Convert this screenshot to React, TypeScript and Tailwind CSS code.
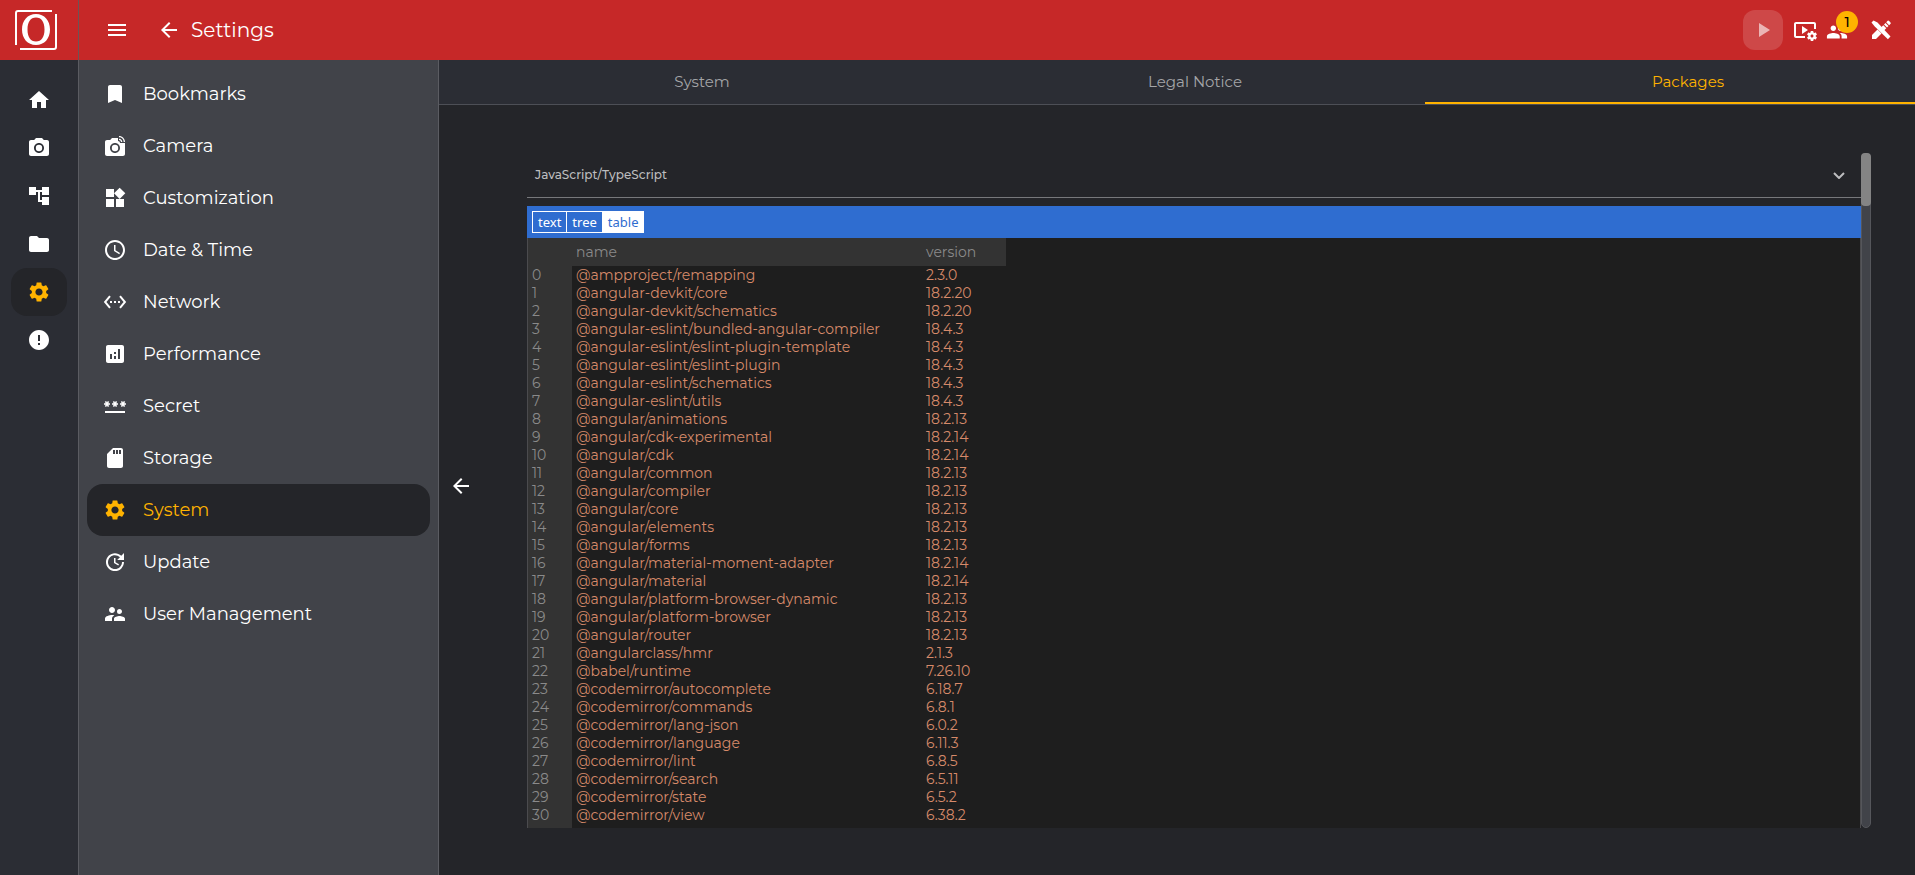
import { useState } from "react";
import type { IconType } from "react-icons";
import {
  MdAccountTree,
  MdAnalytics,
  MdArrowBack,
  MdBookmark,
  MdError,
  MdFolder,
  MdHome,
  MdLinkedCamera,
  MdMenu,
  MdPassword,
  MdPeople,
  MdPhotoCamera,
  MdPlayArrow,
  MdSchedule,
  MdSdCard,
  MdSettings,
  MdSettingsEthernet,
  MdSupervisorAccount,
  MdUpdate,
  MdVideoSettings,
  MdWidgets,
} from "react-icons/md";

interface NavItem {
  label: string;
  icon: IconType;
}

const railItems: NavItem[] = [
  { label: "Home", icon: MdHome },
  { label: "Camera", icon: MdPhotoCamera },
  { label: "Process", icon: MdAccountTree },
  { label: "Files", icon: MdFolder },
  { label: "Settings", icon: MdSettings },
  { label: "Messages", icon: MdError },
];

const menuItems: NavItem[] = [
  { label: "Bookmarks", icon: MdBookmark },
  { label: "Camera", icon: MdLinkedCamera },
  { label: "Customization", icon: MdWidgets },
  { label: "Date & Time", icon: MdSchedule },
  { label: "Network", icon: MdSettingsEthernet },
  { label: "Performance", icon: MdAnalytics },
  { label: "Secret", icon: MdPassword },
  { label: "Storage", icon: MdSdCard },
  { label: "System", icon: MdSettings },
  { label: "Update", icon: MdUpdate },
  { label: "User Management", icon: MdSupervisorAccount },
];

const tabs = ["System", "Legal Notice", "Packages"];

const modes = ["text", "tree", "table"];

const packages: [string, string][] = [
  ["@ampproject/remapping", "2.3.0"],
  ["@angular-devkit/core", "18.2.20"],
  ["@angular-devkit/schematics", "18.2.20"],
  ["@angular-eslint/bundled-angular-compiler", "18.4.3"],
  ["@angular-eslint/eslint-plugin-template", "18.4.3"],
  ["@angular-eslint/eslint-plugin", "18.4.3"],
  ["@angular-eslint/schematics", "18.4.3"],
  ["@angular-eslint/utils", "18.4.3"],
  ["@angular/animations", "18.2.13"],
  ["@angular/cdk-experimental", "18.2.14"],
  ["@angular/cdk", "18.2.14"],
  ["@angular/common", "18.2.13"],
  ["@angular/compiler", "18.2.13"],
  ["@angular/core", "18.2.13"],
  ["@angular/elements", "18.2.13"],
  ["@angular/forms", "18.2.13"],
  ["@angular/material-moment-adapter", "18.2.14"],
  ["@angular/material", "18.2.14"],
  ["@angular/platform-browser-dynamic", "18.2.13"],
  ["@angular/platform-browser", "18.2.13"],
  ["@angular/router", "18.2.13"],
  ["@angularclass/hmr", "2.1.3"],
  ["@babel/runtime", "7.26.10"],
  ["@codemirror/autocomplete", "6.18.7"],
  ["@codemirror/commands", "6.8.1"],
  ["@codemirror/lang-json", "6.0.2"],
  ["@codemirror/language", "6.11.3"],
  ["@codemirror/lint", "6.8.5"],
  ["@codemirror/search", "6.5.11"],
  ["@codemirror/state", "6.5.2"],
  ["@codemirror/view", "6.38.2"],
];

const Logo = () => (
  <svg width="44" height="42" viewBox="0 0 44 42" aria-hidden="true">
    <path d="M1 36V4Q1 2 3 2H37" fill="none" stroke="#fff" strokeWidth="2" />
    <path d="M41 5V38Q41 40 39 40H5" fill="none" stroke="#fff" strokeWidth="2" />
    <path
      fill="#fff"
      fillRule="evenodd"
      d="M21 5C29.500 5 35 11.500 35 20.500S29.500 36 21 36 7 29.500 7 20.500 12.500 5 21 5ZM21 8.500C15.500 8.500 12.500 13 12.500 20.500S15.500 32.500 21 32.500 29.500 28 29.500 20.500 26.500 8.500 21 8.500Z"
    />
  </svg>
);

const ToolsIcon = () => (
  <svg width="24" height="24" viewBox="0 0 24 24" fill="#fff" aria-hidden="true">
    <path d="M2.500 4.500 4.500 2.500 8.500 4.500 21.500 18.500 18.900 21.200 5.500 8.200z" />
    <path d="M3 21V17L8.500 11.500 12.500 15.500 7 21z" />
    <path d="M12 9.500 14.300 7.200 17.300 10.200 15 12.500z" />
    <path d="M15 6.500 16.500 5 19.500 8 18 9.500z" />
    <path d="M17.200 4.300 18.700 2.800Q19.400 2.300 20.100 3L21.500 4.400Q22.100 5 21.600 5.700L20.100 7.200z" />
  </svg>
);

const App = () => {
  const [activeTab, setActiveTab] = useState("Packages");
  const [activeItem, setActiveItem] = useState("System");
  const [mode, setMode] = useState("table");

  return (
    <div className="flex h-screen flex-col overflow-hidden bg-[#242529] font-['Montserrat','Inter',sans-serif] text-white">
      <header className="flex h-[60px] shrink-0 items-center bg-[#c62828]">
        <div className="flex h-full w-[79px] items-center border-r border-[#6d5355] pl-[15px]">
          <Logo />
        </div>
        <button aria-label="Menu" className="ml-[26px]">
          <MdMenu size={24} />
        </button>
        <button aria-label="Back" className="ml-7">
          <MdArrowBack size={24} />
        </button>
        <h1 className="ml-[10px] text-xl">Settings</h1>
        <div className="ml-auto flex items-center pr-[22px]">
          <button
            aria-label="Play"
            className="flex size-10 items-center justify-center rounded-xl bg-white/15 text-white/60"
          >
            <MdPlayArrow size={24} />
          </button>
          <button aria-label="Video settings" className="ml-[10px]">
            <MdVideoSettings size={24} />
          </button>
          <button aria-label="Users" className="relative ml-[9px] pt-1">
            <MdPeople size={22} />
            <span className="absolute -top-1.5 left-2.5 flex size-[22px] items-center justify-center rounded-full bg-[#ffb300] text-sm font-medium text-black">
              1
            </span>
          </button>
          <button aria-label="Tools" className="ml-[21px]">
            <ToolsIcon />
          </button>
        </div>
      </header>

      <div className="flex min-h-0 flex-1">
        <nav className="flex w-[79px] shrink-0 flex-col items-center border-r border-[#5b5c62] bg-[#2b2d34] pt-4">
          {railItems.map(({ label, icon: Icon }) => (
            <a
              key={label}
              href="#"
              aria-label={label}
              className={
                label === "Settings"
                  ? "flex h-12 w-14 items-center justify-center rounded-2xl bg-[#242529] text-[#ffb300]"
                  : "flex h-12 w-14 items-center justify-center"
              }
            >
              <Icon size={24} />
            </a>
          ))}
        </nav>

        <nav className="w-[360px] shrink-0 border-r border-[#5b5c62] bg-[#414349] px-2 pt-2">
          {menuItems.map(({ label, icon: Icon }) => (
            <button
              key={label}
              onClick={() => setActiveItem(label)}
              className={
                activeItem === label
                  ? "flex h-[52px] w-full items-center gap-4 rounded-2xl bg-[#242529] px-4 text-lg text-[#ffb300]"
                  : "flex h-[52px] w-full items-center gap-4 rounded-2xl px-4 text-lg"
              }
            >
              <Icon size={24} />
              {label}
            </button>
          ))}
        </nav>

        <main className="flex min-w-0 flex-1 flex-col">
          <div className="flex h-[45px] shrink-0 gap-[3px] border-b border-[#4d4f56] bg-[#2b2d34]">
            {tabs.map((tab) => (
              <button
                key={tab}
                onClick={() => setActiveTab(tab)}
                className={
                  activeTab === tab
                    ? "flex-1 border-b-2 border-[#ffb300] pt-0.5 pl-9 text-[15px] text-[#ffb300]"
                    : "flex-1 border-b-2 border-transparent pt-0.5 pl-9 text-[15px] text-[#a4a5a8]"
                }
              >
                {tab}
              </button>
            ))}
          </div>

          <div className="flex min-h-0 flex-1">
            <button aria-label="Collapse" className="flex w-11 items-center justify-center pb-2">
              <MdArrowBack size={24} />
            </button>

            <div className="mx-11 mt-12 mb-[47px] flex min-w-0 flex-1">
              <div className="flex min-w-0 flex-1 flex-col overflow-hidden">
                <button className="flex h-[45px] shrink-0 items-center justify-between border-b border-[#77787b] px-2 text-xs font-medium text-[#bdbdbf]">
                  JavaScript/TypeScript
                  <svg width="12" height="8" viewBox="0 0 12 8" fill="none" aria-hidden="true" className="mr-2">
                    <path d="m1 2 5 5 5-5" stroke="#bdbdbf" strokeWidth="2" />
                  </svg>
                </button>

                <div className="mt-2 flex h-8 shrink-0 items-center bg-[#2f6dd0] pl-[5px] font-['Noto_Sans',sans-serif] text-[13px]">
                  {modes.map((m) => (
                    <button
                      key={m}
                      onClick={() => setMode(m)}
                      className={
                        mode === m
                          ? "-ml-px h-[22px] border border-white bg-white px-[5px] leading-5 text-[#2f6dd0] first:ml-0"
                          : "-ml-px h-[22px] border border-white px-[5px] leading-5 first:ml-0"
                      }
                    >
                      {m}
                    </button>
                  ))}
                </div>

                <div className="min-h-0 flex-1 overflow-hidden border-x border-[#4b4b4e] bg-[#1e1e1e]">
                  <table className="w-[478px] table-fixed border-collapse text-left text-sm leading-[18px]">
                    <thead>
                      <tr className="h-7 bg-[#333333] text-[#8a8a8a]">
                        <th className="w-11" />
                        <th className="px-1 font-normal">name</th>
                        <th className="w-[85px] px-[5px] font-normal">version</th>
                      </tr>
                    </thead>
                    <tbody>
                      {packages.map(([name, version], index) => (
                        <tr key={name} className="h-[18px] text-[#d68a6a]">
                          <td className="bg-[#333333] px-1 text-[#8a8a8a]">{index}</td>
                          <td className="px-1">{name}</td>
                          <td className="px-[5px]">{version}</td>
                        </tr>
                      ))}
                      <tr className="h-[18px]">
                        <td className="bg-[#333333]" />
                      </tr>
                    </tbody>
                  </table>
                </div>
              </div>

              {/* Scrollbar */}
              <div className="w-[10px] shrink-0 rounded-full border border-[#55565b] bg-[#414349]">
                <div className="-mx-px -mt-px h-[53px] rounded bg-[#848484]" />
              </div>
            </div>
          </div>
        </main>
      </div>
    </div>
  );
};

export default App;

### What is needed
Locate each line containing the string "TypeScript" and show it.

### Final result
Convert this screenshot to React, TypeScript and Tailwind CSS code.
                  JavaScript/TypeScript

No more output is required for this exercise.